Projects happen in just about every organization. There may or may not be a formal project management process in place in an organization, but projects are still happening all around. Inside business units need work done. Outside clients need new services, software, and reports or tweaks to existing solutions already in place. Projects just happen.
Ideally, we’re ready to meet those needs with some formal project management practices in place. And what better way to meet those needs than to have that PM structure rolled into it’s own self-contained organization that is responsible for projects and only projects? What better way to handle these periodic engagements than to see to it that they are managed consistently, effectively, efficiently and solely by one office…one group of individuals who comprise the project management office or PMO?

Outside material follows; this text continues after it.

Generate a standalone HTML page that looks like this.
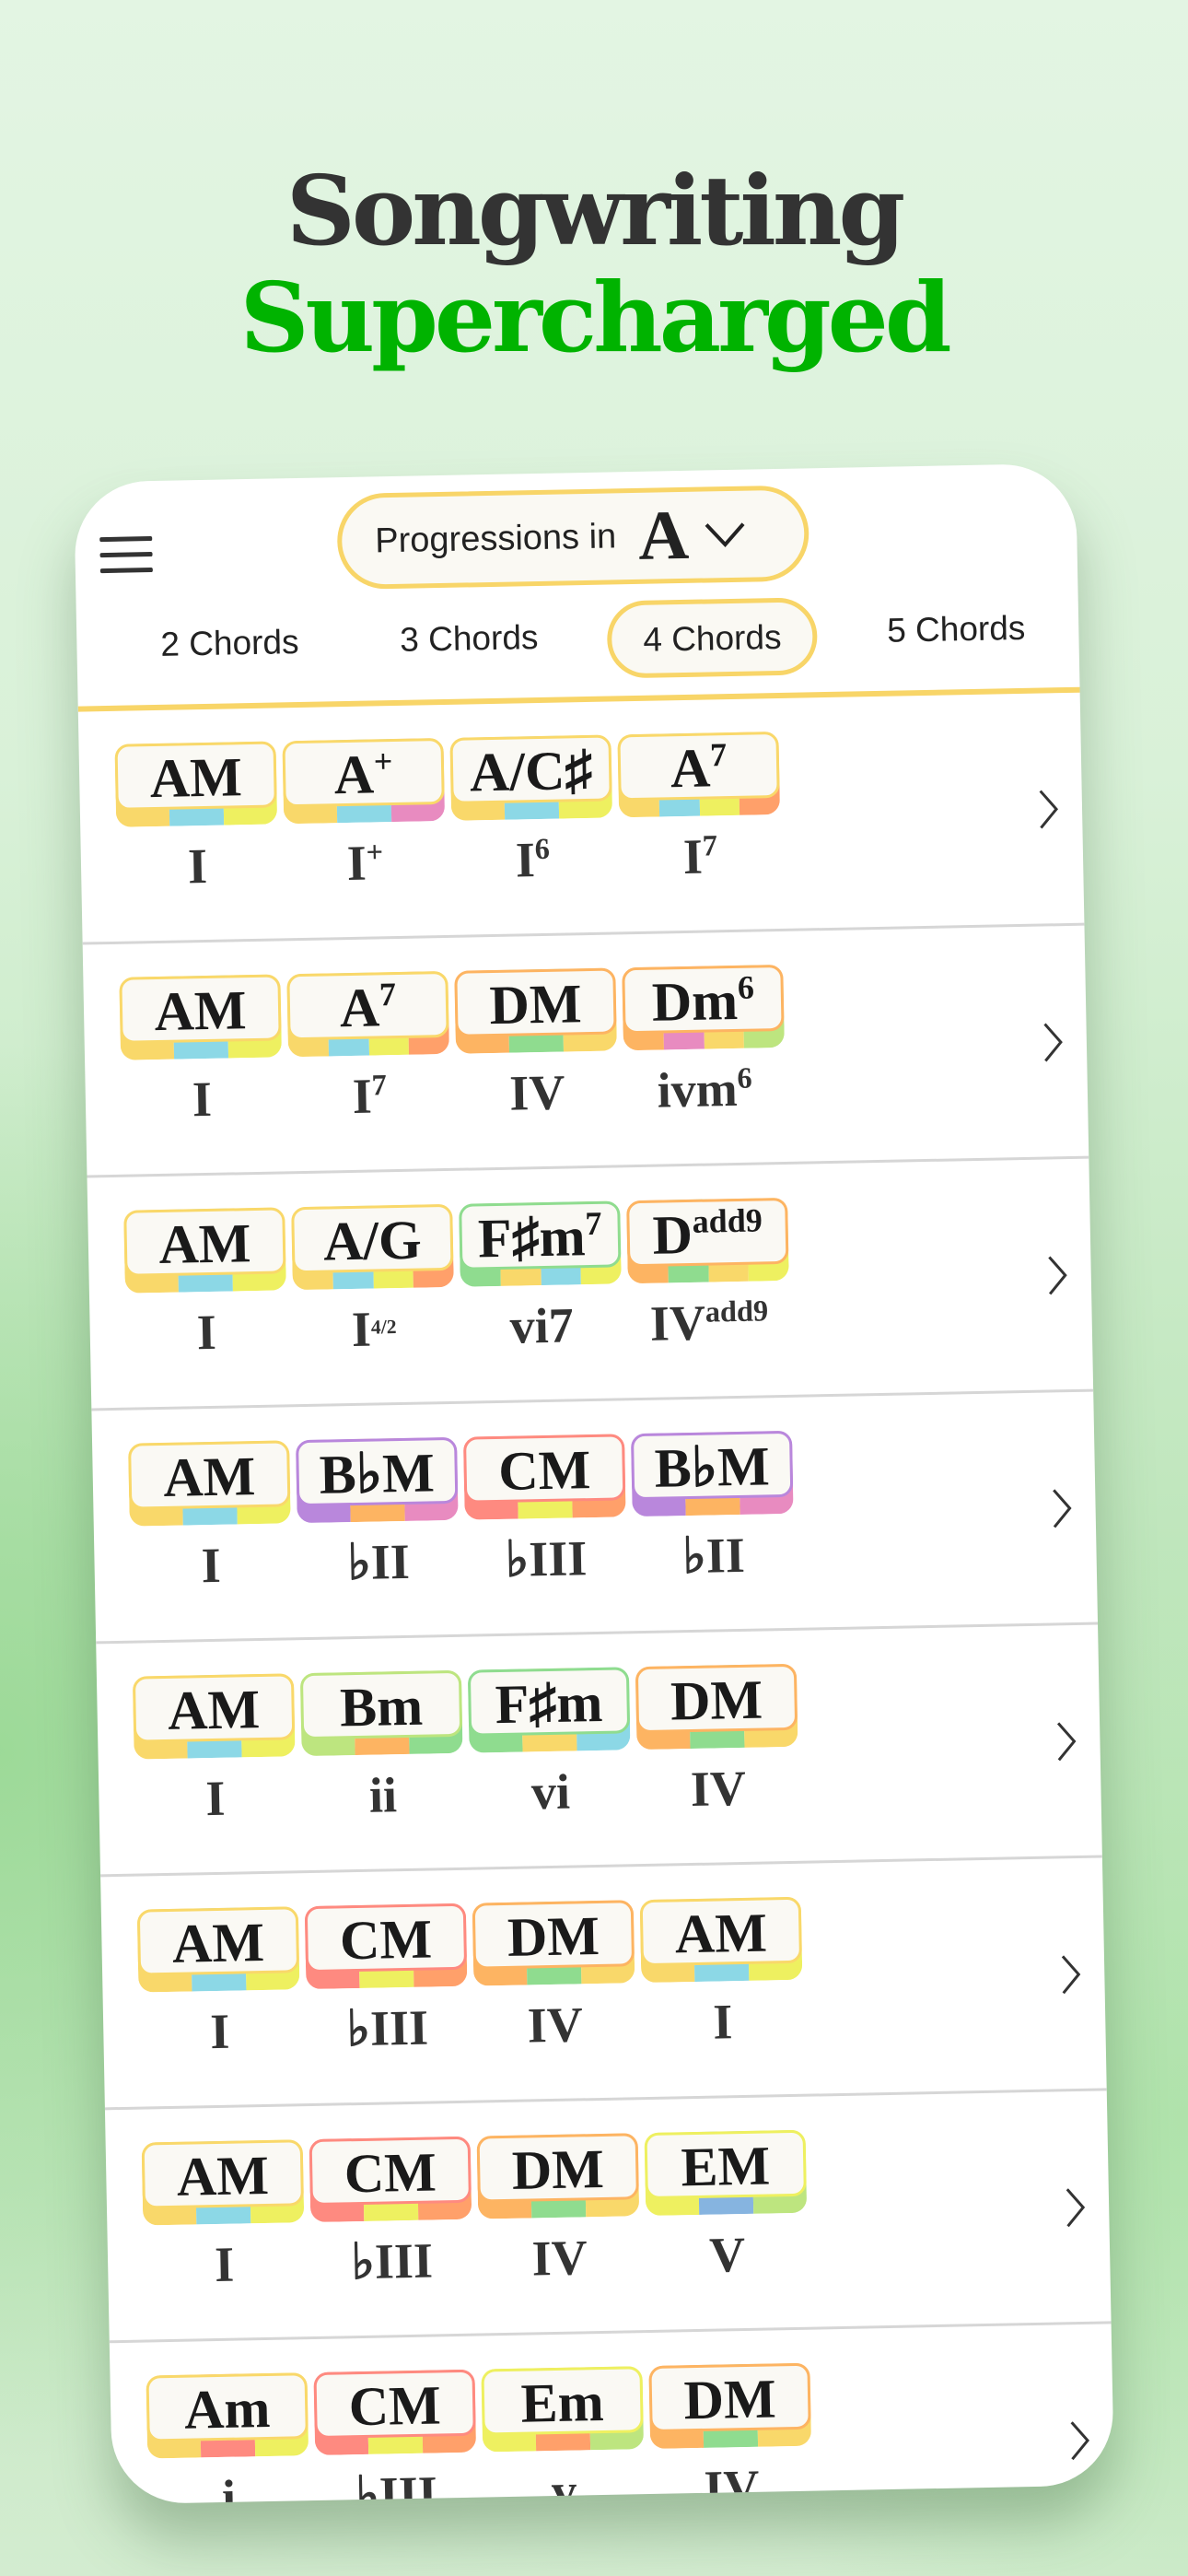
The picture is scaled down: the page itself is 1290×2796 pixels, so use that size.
<!DOCTYPE html>
<html><head><meta charset="utf-8">
<style>
*{margin:0;padding:0;box-sizing:border-box}
html,body{width:1290px;height:2796px;overflow:hidden}
body{position:relative;background:
radial-gradient(ellipse 900px 1100px at 0px 1900px, rgba(150,215,145,0.85), rgba(150,215,145,0) 70%),
radial-gradient(ellipse 900px 900px at 1290px 2300px, rgba(170,225,165,0.8), rgba(170,225,165,0) 70%),
linear-gradient(180deg,#e3f5e3 0%,#d9f1d8 30%,#bfe6bc 60%,#c6e8c3 85%,#d3ecd0 100%);
font-family:"Liberation Sans",sans-serif}
.title{position:absolute;left:0;width:1290px;text-align:center;font-family:"DejaVu Serif","Liberation Serif",serif;font-weight:bold;letter-spacing:-4px}
.t1{top:164px;font-size:104px;color:#333;line-height:130px}
.t2{top:280px;font-size:104px;color:#00b300;line-height:130px}
.card{position:absolute;left:101px;top:513px;width:1088px;height:2195px;background:#fff;border-radius:80px;transform:rotate(-1.1deg);overflow:hidden;box-shadow:0 40px 60px rgba(60,100,60,0.35)}
.ham{position:absolute;left:27px;top:60px;width:57px}
.ham i{display:block;height:5px;background:#333;border-radius:2px;margin-bottom:12px}
.pill{position:absolute;left:285px;top:18px;width:512px;height:104px;border:5px solid #f8d568;border-radius:52px;background:#faf9f3;display:flex;align-items:center;padding-left:36px}
.pill .p{font-size:38px;color:#222}
.pill .a{font-family:"Liberation Serif",serif;font-weight:bold;font-size:76px;color:#222;margin-left:24px;line-height:1}
.tabs{position:absolute;top:140px;left:0;width:1088px;height:90px}
.tab{position:absolute;top:0;height:84px;line-height:76px;font-size:37px;color:#222;text-align:center;transform:translateX(-50%);padding:0 34px;white-space:nowrap}
.tab.sel{border:5px solid #f8d568;border-radius:42px;background:#faf9f3}
.hline{position:absolute;top:243px;left:0;width:1088px;height:6px;background:#f8d568}
.row{position:absolute;left:0;width:1088px;height:253px;border-bottom:3px solid #d6d6d6}
.chips{position:absolute;left:39px;top:36px;display:flex;gap:7px}
.chip{position:relative;width:175px;height:90px}
.base{position:absolute;inset:0;border-radius:16px;overflow:hidden;display:flex}
.base span{flex:1}
.face{position:absolute;left:0;top:0;right:0;height:72px;background:#faf9f4;border:3px solid;border-radius:15px;text-align:center;font-family:"Liberation Serif",serif;font-weight:bold;font-size:60px;line-height:70px;color:#1a1a1a;white-space:nowrap}
.face sup,.num sup{font-size:0.6em;vertical-align:0;position:relative;top:-0.6em}
.nums{position:absolute;left:39px;top:140px;display:flex;gap:7px}
.num{width:175px;text-align:center;font-family:"Liberation Serif",serif;font-weight:bold;font-size:54px;color:#333;line-height:60px;white-space:nowrap}
.chev{position:absolute;left:1040px;top:104px}
</style></head><body>
<div class="title t1">Songwriting</div>
<div class="title t2">Supercharged</div>
<div class="card">
<div class="ham"><i></i><i></i><i></i></div>
<div class="pill"><span class="p">Progressions in</span><span class="a">A</span>
<svg width="46" height="30" viewBox="0 0 46 30" style="margin-left:16px"><path d="M3 4 L23 26 L43 4" fill="none" stroke="#222" stroke-width="4"/></svg></div>
<div class="tabs">
<div class="tab" style="left:166px">2 Chords</div>
<div class="tab" style="left:426px">3 Chords</div>
<div class="tab sel" style="left:690px">4 Chords</div>
<div class="tab" style="left:955px">5 Chords</div>
</div>
<div class="hline"></div>
<div id="rows"></div>
</div>
<script>
var C={A:"#f9d86a",B:"#bde57f",C:"#fe8a80",Cs:"#8cd8e6",D:"#fdb462",E:"#eef060",F:"#e88bc0",Fs:"#8fdc8f",G:"#ffa06a",Gs:"#86b4e0",Bb:"#b987dc"};
function ch(t,n){return {t:t,n:n};}
var rows=[
[[ch("AM",["A","Cs","E"]),"I"],[ch("A<sup>+</sup>",["A","Cs","F"]),"I<sup>+</sup>"],[ch("A/C♯",["A","Cs","E"]),"I<sup>6</sup>"],[ch("A<sup>7</sup>",["A","Cs","E","G"]),"I<sup>7</sup>"]],
[[ch("AM",["A","Cs","E"]),"I"],[ch("A<sup>7</sup>",["A","Cs","E","G"]),"I<sup>7</sup>"],[ch("DM",["D","Fs","A"]),"IV"],[ch("Dm<sup>6</sup>",["D","F","A","B"]),"ivm<sup>6</sup>"]],
[[ch("AM",["A","Cs","E"]),"I"],[ch("A/G",["A","Cs","E","G"]),"I<sup style='font-size:0.4em'>4/2</sup>"],[ch("F♯m<sup>7</sup>",["Fs","A","Cs","E"]),"vi7"],[ch("D<sup>add9</sup>",["D","Fs","A","E"]),"IV<sup>add9</sup>"]],
[[ch("AM",["A","Cs","E"]),"I"],[ch("B♭M",["Bb","D","F"]),"♭II"],[ch("CM",["C","E","G"]),"♭III"],[ch("B♭M",["Bb","D","F"]),"♭II"]],
[[ch("AM",["A","Cs","E"]),"I"],[ch("Bm",["B","D","Fs"]),"ii"],[ch("F♯m",["Fs","A","Cs"]),"vi"],[ch("DM",["D","Fs","A"]),"IV"]],
[[ch("AM",["A","Cs","E"]),"I"],[ch("CM",["C","E","G"]),"♭III"],[ch("DM",["D","Fs","A"]),"IV"],[ch("AM",["A","Cs","E"]),"I"]],
[[ch("AM",["A","Cs","E"]),"I"],[ch("CM",["C","E","G"]),"♭III"],[ch("DM",["D","Fs","A"]),"IV"],[ch("EM",["E","Gs","B"]),"V"]],
[[ch("Am",["A","C","E"]),"i"],[ch("CM",["C","E","G"]),"♭III"],[ch("Em",["E","G","B"]),"v"],[ch("DM",["D","Fs","A"]),"IV"]]
];
var h="";
rows.forEach(function(r,i){
 h+='<div class="row" style="top:'+(249+i*253)+'px"><div class="chips">';
 r.forEach(function(c){var k=c[0];h+='<div class="chip"><div class="base">'+k.n.map(function(x){return '<span style="background:'+C[x]+'"></span>'}).join('')+'</div><div class="face" style="border-color:'+C[k.n[0]]+'">'+k.t+'</div></div>';});
 h+='</div><div class="nums">';
 r.forEach(function(c){h+='<div class="num">'+c[1]+'</div>';});
 h+='</div><svg class="chev" width="24" height="44" viewBox="0 0 24 44"><path d="M3 2 L20 22 L3 42" fill="none" stroke="#333" stroke-width="3"/></svg></div>';
});
document.getElementById("rows").innerHTML=h;
</script>
</body></html>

PMOs are great if you’re doing them right. If a PMO is created and not utilized well, not funded well, not staffed well, or not given leverage within your organization, it can be a disaster…or at least a big waste of time and resources. And if you create a PMO and yet it fails to live up to it’s end of the bargain of basing it’s ongoing performance on some key principles and then consistently delivering, then it will likely wither away as executives bypass the PMO and send projects to their own ‘people’ who they consider to be ‘more reliable’ and ‘working in their best interest’.
I’ve worked in an organization where the project management office was not a consistent deliverer of success. We struggled to put processes in place that everyone followed. And quickly, executive management ignored us and used their own people within each business unit to oversee projects. We still managed projects, but only about 1/3 of the projects went through the PMO, when obviously all should use your organization’s PMO – that’s what it was created for. We were a charge-back unit, so slowly we were less and less profitable until the PMO became an albatross that couldn’t pay for itself. Yes, the next step was to disband and that is exactly what happened.
For a project management office to be viable – and remain viable – in an organization, then it needs to….at least in my opinion….meet these three criteria…
Have management or insight into all internal and external projects. Your PMO must be the go-to organization for all projects. Even if a BU wants to handle it’s own project, the PMO should be involved – consulting on best practices, involved in some meetings with the customer, and generally ensuring that processes are being followed and standardized reporting is actually happening. In short, any periodic project run outside of the formal PMO structure must look like those run inside – the customer must see consistent delivery and that begins and ends with the PMO.
Deliver consistency – both success and processes. No one can guarantee project success, but when an organization develops sound project management practices and processes and FOLLOWS them, then the likelihood of experiencing success and repeating success is much higher. The PMO must be built on repeatable processes, best practices for standard project status reporting and status meetings and budget management, etc. and develop documents and templates that the project managers within the PMO can use to consistently deliver the same type of project management across all of the projects that are being handled.
Be visible to and keep approval of senior company leadership. Funding and backing is critical. If those in charge see you as viable and are providing the funding to help ensure that, then the likelihood that the entire organization will adopt you and utilize you as required, is much higher. If executive management sees your PMO as a failing organization or one without consistent leadership and delivery, then the PMO’s days are numbered and projects will be sent to more ‘favored’ individuals in the organizations.
Summary / call for feedback
Project offices are great – if you run a good one. A bad one or one that lacks authority is just baggage that is costing the company money. A PMO that meets these three criteria at least has a fighting chance at success. Now it needs to be stocked with experienced project managers, have good leadership for the office, and be connected in the organization…but all that should happen with a good PMO in place.
How about your experiences…what do you find to be the best criteria for a viable PMO?